» **TASK DESCRIPTION**
Which lines hold the word "page"? Copy each one.

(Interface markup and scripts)
•••••
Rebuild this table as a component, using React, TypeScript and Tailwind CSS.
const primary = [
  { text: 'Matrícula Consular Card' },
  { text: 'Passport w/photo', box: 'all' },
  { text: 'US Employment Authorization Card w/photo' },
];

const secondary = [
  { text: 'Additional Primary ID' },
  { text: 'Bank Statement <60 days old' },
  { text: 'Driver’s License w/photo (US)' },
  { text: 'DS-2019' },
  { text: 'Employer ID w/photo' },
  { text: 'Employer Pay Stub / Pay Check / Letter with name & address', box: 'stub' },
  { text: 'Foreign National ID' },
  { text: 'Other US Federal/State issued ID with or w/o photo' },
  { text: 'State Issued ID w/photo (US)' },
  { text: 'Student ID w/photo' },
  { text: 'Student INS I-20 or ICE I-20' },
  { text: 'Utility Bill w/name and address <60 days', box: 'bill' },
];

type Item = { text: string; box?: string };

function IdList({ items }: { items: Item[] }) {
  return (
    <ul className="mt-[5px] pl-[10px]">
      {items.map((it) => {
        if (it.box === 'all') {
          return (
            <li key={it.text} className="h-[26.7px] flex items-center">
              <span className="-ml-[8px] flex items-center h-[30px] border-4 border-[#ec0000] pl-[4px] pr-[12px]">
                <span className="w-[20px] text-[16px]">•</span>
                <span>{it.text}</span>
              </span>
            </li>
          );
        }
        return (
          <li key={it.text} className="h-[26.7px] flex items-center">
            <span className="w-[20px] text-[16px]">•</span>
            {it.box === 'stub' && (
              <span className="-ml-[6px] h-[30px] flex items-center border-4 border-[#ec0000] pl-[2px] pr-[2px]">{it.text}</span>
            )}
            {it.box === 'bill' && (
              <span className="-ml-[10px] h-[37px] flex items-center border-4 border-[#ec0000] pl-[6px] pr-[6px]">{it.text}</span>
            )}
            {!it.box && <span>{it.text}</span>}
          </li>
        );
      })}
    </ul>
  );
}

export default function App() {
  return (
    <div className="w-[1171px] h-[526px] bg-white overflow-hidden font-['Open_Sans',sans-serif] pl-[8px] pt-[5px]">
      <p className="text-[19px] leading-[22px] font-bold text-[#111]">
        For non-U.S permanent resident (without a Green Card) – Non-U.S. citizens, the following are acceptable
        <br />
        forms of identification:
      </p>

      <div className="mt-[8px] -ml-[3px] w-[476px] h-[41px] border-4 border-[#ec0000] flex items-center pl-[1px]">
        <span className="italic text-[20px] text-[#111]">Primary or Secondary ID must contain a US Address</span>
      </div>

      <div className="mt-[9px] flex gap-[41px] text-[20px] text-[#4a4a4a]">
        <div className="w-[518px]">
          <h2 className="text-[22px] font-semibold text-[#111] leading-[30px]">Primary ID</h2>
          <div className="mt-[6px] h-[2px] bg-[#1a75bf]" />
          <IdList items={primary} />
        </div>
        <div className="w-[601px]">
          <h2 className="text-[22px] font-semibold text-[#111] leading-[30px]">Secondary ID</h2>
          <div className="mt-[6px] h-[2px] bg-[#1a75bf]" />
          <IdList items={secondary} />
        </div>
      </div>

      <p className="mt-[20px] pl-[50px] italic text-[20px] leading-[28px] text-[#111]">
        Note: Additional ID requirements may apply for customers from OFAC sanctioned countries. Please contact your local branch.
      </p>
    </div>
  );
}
•••••
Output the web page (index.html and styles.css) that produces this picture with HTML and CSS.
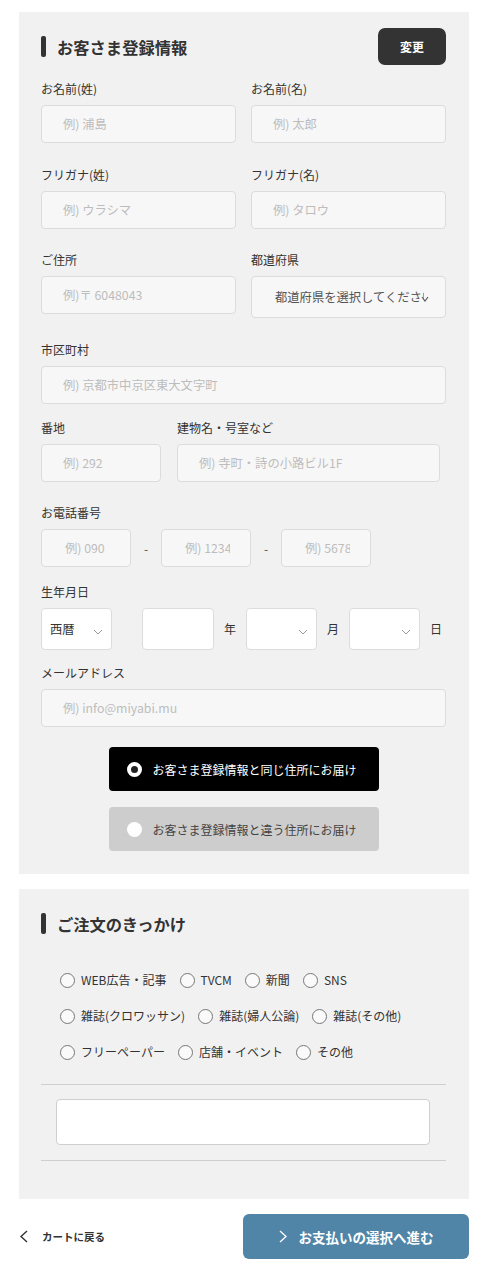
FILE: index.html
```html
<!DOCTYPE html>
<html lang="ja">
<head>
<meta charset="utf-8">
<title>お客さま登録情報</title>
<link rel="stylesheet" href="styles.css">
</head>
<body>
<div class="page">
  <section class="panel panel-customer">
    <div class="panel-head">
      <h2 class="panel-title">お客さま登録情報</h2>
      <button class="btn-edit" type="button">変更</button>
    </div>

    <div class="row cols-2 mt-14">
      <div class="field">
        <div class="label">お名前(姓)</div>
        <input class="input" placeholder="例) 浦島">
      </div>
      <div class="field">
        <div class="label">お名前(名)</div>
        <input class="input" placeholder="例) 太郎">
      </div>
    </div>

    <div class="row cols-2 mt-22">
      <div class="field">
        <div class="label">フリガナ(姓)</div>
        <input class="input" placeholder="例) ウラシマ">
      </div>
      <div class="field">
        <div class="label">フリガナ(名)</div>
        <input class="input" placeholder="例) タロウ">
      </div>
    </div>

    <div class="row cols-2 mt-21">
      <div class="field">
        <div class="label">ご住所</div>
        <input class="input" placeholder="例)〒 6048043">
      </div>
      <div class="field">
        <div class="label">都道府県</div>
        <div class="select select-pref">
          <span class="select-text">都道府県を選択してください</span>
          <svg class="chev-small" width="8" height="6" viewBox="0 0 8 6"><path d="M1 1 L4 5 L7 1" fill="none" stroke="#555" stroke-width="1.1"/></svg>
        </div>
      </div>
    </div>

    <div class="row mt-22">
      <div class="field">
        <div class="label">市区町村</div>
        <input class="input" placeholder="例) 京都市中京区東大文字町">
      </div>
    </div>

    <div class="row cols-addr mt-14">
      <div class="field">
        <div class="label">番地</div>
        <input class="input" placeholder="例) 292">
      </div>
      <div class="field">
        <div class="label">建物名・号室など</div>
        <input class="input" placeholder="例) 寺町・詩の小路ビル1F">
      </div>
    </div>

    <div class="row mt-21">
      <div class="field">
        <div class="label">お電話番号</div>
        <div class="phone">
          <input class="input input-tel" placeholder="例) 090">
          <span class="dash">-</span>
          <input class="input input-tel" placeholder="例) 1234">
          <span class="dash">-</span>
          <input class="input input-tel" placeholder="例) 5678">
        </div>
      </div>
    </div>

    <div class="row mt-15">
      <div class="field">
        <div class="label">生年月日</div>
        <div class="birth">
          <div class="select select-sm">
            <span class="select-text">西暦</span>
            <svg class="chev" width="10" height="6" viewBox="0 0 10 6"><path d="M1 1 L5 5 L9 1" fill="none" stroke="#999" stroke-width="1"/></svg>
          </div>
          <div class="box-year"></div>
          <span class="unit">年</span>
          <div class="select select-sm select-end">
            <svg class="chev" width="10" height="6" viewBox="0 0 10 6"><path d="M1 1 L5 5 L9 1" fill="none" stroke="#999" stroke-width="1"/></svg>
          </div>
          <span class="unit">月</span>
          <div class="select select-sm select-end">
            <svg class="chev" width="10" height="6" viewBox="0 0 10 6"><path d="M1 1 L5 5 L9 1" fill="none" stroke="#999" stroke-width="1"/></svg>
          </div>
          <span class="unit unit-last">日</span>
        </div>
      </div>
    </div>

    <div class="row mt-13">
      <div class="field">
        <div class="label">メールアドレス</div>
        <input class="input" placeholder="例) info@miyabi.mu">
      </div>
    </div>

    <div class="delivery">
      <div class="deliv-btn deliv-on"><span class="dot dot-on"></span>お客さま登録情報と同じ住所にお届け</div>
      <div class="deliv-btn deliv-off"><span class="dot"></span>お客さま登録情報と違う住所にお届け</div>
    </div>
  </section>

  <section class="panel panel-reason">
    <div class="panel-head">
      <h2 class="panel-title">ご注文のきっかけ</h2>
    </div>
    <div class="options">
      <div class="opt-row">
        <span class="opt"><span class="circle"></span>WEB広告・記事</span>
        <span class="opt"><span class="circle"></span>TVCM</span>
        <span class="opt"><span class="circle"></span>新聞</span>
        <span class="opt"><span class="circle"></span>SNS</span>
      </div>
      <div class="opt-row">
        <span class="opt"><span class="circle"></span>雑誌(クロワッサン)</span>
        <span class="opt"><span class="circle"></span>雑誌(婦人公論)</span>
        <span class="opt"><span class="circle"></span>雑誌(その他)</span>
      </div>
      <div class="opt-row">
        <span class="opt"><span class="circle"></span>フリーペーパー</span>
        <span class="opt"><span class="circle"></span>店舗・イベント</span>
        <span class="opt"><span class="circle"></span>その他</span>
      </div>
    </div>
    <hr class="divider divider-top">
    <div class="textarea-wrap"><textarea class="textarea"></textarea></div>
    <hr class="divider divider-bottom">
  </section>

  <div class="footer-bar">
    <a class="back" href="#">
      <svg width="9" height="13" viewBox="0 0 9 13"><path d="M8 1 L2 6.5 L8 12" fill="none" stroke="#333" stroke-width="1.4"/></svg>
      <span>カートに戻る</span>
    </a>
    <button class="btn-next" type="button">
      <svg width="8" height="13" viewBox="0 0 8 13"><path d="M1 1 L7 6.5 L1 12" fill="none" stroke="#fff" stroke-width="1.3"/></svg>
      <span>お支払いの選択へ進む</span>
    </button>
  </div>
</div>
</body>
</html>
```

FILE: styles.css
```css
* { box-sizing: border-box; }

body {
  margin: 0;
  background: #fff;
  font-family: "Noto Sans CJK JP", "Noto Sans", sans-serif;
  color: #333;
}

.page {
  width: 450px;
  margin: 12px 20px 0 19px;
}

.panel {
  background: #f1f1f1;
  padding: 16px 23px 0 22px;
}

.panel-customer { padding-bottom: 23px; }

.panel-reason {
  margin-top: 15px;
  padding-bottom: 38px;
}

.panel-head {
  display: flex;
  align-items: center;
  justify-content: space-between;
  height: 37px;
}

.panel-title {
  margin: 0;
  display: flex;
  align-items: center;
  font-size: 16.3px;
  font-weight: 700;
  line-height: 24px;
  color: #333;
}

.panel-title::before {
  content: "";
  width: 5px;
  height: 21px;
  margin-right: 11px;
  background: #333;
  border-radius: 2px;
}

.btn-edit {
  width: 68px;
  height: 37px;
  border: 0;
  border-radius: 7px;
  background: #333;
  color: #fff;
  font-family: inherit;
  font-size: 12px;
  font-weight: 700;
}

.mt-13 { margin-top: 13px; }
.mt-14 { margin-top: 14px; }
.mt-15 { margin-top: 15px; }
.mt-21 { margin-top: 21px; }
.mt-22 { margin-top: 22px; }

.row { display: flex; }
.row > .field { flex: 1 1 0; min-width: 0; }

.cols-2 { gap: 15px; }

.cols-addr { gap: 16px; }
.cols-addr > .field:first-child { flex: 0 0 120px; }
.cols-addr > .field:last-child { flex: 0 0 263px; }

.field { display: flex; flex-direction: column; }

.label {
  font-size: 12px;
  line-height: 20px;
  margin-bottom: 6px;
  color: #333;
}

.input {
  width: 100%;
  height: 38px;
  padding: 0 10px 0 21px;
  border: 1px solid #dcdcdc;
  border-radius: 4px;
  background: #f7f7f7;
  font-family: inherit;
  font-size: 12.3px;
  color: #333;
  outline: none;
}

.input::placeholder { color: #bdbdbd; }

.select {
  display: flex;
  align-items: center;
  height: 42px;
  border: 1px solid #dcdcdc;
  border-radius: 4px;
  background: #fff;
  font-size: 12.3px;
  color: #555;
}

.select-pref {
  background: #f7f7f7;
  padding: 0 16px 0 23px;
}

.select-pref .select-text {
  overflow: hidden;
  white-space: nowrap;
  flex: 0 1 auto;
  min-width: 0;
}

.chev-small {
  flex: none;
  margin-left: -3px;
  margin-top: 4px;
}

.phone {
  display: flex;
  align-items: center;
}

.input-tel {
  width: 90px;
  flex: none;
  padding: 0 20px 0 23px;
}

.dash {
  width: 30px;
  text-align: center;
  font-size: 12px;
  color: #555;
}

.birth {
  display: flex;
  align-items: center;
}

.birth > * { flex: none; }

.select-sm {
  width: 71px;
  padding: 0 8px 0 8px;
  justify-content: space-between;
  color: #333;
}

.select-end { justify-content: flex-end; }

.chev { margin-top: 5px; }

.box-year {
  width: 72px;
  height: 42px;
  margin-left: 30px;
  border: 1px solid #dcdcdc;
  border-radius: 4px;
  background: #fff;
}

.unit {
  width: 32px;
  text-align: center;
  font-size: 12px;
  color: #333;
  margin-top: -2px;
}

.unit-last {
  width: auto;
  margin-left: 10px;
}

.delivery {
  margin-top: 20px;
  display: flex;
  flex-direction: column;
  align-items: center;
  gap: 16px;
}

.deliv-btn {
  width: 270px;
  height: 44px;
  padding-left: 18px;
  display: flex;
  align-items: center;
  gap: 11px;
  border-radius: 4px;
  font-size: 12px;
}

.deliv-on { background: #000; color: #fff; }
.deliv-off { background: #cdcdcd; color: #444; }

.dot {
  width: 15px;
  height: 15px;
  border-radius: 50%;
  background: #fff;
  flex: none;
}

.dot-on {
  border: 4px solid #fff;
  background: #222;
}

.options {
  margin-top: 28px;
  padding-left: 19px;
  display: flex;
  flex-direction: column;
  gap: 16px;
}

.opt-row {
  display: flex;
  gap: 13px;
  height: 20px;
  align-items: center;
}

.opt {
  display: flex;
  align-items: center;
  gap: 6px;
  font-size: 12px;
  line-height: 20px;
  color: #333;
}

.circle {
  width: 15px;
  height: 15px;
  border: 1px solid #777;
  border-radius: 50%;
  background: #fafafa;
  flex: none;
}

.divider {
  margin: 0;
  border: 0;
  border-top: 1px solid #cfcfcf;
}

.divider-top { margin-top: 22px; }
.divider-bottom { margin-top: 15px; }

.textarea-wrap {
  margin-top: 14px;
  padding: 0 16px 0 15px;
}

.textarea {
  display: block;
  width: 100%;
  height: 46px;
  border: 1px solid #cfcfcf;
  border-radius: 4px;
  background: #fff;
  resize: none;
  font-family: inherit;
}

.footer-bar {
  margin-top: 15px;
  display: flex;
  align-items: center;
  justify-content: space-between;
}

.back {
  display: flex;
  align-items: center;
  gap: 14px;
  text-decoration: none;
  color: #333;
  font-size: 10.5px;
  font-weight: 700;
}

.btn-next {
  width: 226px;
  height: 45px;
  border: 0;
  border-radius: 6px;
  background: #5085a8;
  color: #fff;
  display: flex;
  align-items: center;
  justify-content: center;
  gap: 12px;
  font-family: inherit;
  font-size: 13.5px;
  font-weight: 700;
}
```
•••••
» **THE RESULT**
Output the web page (index.html and styles.css) that produces this picture with HTML and CSS.
<div class="page">
.page {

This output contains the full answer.